My husband and I drove to New Caney, outside Houston, over a Memorial Day weekend. I really didn’t know what to expect, but I showed up at 8 am on Saturday armed with a notebook, pen and tons of questions.

I learned a lot of technique and strategy, not only about bullfighting, but all the rough stock events: bull riding, saddle bronc and bareback riding. Even if that was all I’d learned, it would have made the trip worthwhile.

But I learned so much more.

The students ranged from 7 (!) to their mid-thirties. There were two girls. Some students wanted to do this for a living, some wanted to try it for the adventure. Lyle and his staff were amazing. Teaching someone to ride a bull requires more than just knowledge — the instructors were constantly watching to be sure that the student wasn’t only listening, but hearing. When you’re scared out of your mind, you don’t pay as close attention as you would otherwise. Many times I heard the bull-riding coach say, “Stop! Look at me.” Then, in a calm voice, he’d make sure that what he was saying sank in. After every ride the coach would go over with the student what he did right, what he did wrong and how to do better the next time.

First, lots of practice

7-year-old Carl, stretches before his ride.

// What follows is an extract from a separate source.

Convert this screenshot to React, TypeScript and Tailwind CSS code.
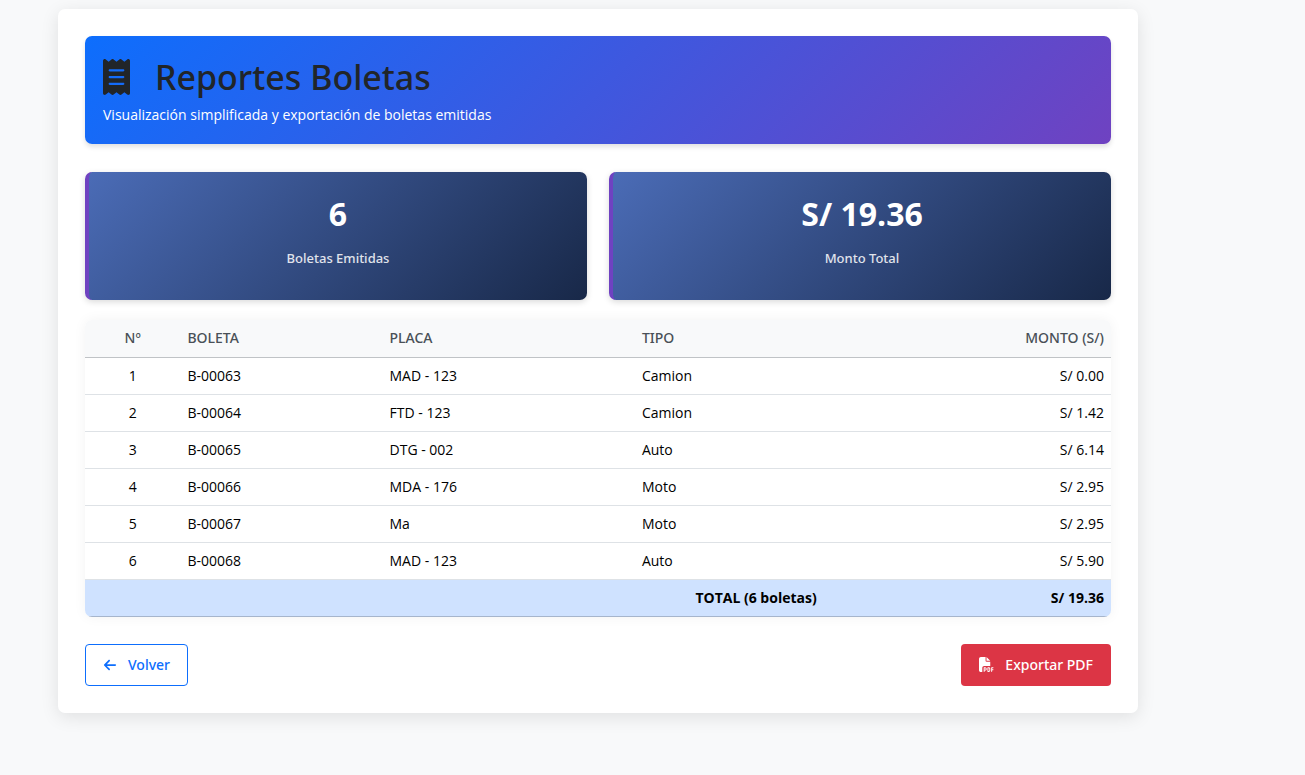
import { FaArrowLeft, FaFilePdf, FaReceipt } from "react-icons/fa6";

type Boleta = { codigo: string; placa: string; tipo: string; monto: number };

const boletas: Boleta[] = [
  { codigo: "B-00063", placa: "MAD - 123", tipo: "Camion", monto: 0 },
  { codigo: "B-00064", placa: "FTD - 123", tipo: "Camion", monto: 1.42 },
  { codigo: "B-00065", placa: "DTG - 002", tipo: "Auto", monto: 6.14 },
  { codigo: "B-00066", placa: "MDA - 176", tipo: "Moto", monto: 2.95 },
  { codigo: "B-00067", placa: "Ma", tipo: "Moto", monto: 2.95 },
  { codigo: "B-00068", placa: "MAD - 123", tipo: "Auto", monto: 5.9 },
];

const soles = (value: number) => `S/ ${value.toFixed(2)}`;
const total = boletas.reduce((sum, b) => sum + b.monto, 0);

function StatCard({ value, label }: { value: string; label: string }) {
  return (
    <div className="flex flex-1 flex-col items-center gap-[15px] rounded-[7px] border-l-4 border-[#6f42c1] bg-[linear-gradient(135deg,#4b6cb7_0%,#182848_100%)] bg-origin-border px-6 pt-[23px] pb-8 text-white shadow-[0_2px_6px_rgba(0,0,0,0.15)]">
      <p className="text-[32px] leading-[38px] font-bold">{value}</p>
      <p className="font-['Noto_Sans',sans-serif] text-[13px] leading-5 font-medium opacity-85">{label}</p>
    </div>
  );
}

export default function App() {
  return (
    <div className="min-h-screen bg-[#f8f9fa] pt-[9px] pb-14 pl-[58px] font-['Open_Sans','Noto_Sans',sans-serif] text-[14px] leading-5 text-black">
      <main className="max-w-[1080px] rounded-[7px] bg-white p-[27px] shadow-[0_4px_18px_rgba(0,0,0,0.1)]">
        <header className="rounded-[7px] bg-[linear-gradient(135deg,#0d6efd_0%,#6f42c1_100%)] px-[18px] pt-[19px] pb-[19px] shadow-[0_3px_5px_rgba(0,0,0,0.12)]">
          <h1 className="flex items-center gap-[25px] font-['Noto_Sans',sans-serif] text-[34px] leading-[44px] font-medium text-[#212529]">
            <FaReceipt className="h-9 w-[27px]" aria-hidden="true" />
            Reportes Boletas
          </h1>
          <p className="pt-1.5 text-white">
            Visualización simplificada y exportación de boletas emitidas
          </p>
        </header>

        <section className="mt-7 flex gap-[22px]">
          <StatCard value={String(boletas.length)} label="Boletas Emitidas" />
          <StatCard value={soles(total)} label="Monto Total" />
        </section>

        <div className="mt-5 overflow-hidden rounded-[7px] shadow-[0_0_13px_rgba(0,0,0,0.05)]">
          <table className="w-full table-fixed border-collapse text-left">
            <colgroup>
              <col className="w-[9.3%]" />
              <col className="w-[19.7%]" />
              <col className="w-[24.6%]" />
              <col className="w-[18.4%]" />
              <col className="w-[28%]" />
            </colgroup>
            <thead className="bg-[#f8f9fa] font-['Noto_Sans',sans-serif] text-[#495057]">
              <tr className="h-[37px] border-b border-[#c0c3c6]">
                <th scope="col" className="px-[7px] text-center font-medium">Nº</th>
                <th scope="col" className="px-[7px] font-medium">BOLETA</th>
                <th scope="col" className="px-[7px] font-medium">PLACA</th>
                <th scope="col" className="px-[7px] font-medium">TIPO</th>
                <th scope="col" className="px-[7px] text-right font-medium">MONTO (S/)</th>
              </tr>
            </thead>
            <tbody>
              {boletas.map((b, i) => (
                <tr key={b.codigo} className="h-[37px] border-b border-[#dee2e6]">
                  <td className="px-[7px] text-center">{i + 1}</td>
                  <td className="px-[7px]">{b.codigo}</td>
                  <td className="px-[7px]">{b.placa}</td>
                  <td className="px-[7px]">{b.tipo}</td>
                  <td className="px-[7px] text-right">{soles(b.monto)}</td>
                </tr>
              ))}
            </tbody>
            <tfoot>
              <tr className="h-[37px] border-b border-[#a6b5cc] bg-[#cfe2ff] text-right font-bold">
                <td colSpan={4} className="px-[7px]">TOTAL ({boletas.length} boletas)</td>
                <td className="px-[7px]">{soles(total)}</td>
              </tr>
            </tfoot>
          </table>
        </div>

        <div className="mt-[27px] flex items-center justify-between font-['Noto_Sans',sans-serif] font-medium">
          <a
            href="#volver"
            className="flex h-[42px] items-center gap-[11px] rounded-[4px] border border-[#0d6efd] px-[17px] text-[#0d6efd]"
          >
            <FaArrowLeft className="size-3.5" aria-hidden="true" />
            Volver
          </a>
          <button
            type="button"
            className="flex h-[42px] items-center gap-[11px] rounded-[4px] bg-[#dc3545] px-[18px] text-white"
          >
            <FaFilePdf className="size-[15px]" aria-hidden="true" />
            Exportar PDF
          </button>
        </div>
      </main>
    </div>
  );
}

The transformation in the students in three days was amazing. Not only in their skills, but I could see their confidence and self-esteem rise, hour by hour.

Lyle was teaching life lessons along with bull riding. At one point, a teen was getting ready and the bull leaned on his foot against the back of the chute. He whined. Lyle admonished him: “It’s time to Cowboy Up. That isn’t just a slogan on the bumper of a pickup, you know.” The kid was embarrassed and mad. He rode for two jumps, was bucked off and stomped out of the arena. Lyle followed him, talking the whole way. The kid wasn’t buying it. Lyle went back again ten minutes later, when the kid had calmed down and was more likely to listen.

You can’t pay someone to care that much. Lyle is a special man, who really cares about people.

In listening to Buddy Bush, the bullfighting coach, I learned more about what a rodeo life is. They are basically dirt-road gypsies. The life is much harder than I’d realized. But watching Buddy’s face as he told me stories, I could see how much he loves it. He believes he’s the luckiest guy out there. Isn’t that what everyone’s looking for?

Me, with Buddy Bush, Bull fighter and coach

Thanks to the research, and Lyle Sankey, the bullfighting in my book will be authentic.

Oh, and in case you’re wondering, I didn’t get on a bull, or in the arena with one.But if I were twenty years younger, I would have!